Bei Anwendung dieser Grundsätze auf den vorliegenden Fall ist dem Rekursgericht darin beizupflichten, daß die Gefährdung der bescheinigten Forderung der Antragstellerin in der restlichen Höhe von mindestens drei Millionen Schilling auf Grund der Behauptungen der Antragstellerin nicht von der Hand gewiesen werden kann. Der Umstand, daß beide Erben minderjährig und der Vormundschaft unterworfen sind, räumt nicht die Besorgnisse der Antragstellerin aus, weil die ihnen übertragene Verwaltung des Nachlasses von ihren gesetzlichen Vertretern nicht im Interesse der Gläubigerin ausgeübt wird, sondern im Interesse der Pflege befohlenen (NZ 1927, 11 f). Der Wert der nicht der freien Verfügung der gesetzlichen Vertreter der Erben unterliegenden Liegenschaften ist, wie unbekämpft blieb, mit 2,452.972,-- S zu veranschlagen und deckt nicht die bescheinigte Pflichtteilforderung. Durch die Einbringung des zur Verlassenschaft gehörigen Unternehmens in eine eigene Gesellschaft m.b.H. ist tatsächlich das Unternehmen in eine fremde Rechtszuständigkeit gelangt und dadurch dem Zugriff der pflichtteilberechtigten Antragstellerin entzogen worden. Ihr steht gegebenenfalls nur die Exekution auf die im Eigentum der Verlassenschaft stehenden Geschäftsanteile zu, deren Nominalwert von 1,6 Millionen Schilling nichts über ihren wahren Wert aussagt. Für ihren Wert sind aber sehr wohl die Ertragslage des Unternehmens und seine künftigen Erwerbsgelegenheiten von Bedeutung, die von den Erben in der Klagebeantwortung zu der Pflichtteilanspruchsklage der Antragstellerin nicht sehr optimistisch beurteilt werden.
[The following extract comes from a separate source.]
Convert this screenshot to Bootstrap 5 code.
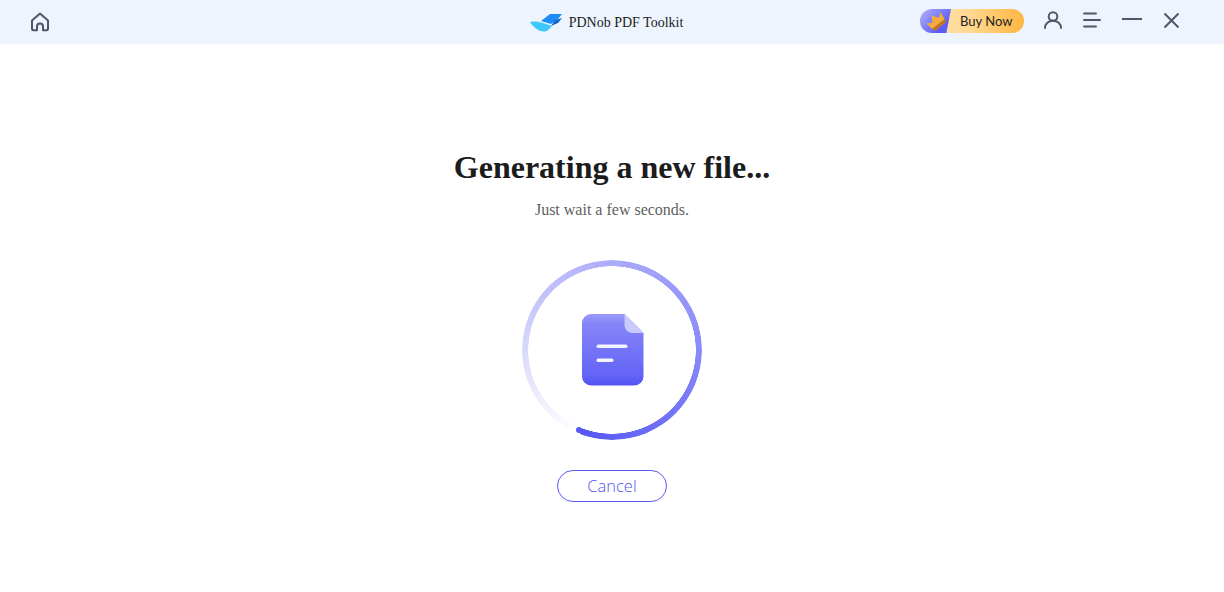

Mit Recht hat deshalb das Rekursgericht in dem Hinweis der Antragstellerin auf die Möglichkeit einer nachteiligen Entwicklung des Betriebes des Unternehmens, das von der Verlassenschaft ins Vermögen einer Gesellschaft m.b.H. eingebracht wurde, eine die Vermögensabsonderung rechtfertigende Gefahrenbesorgnis erblickt.
Dem Revisionsrekurs der Erben kann aus diesen Erwägungen kein Erfolg zukommen.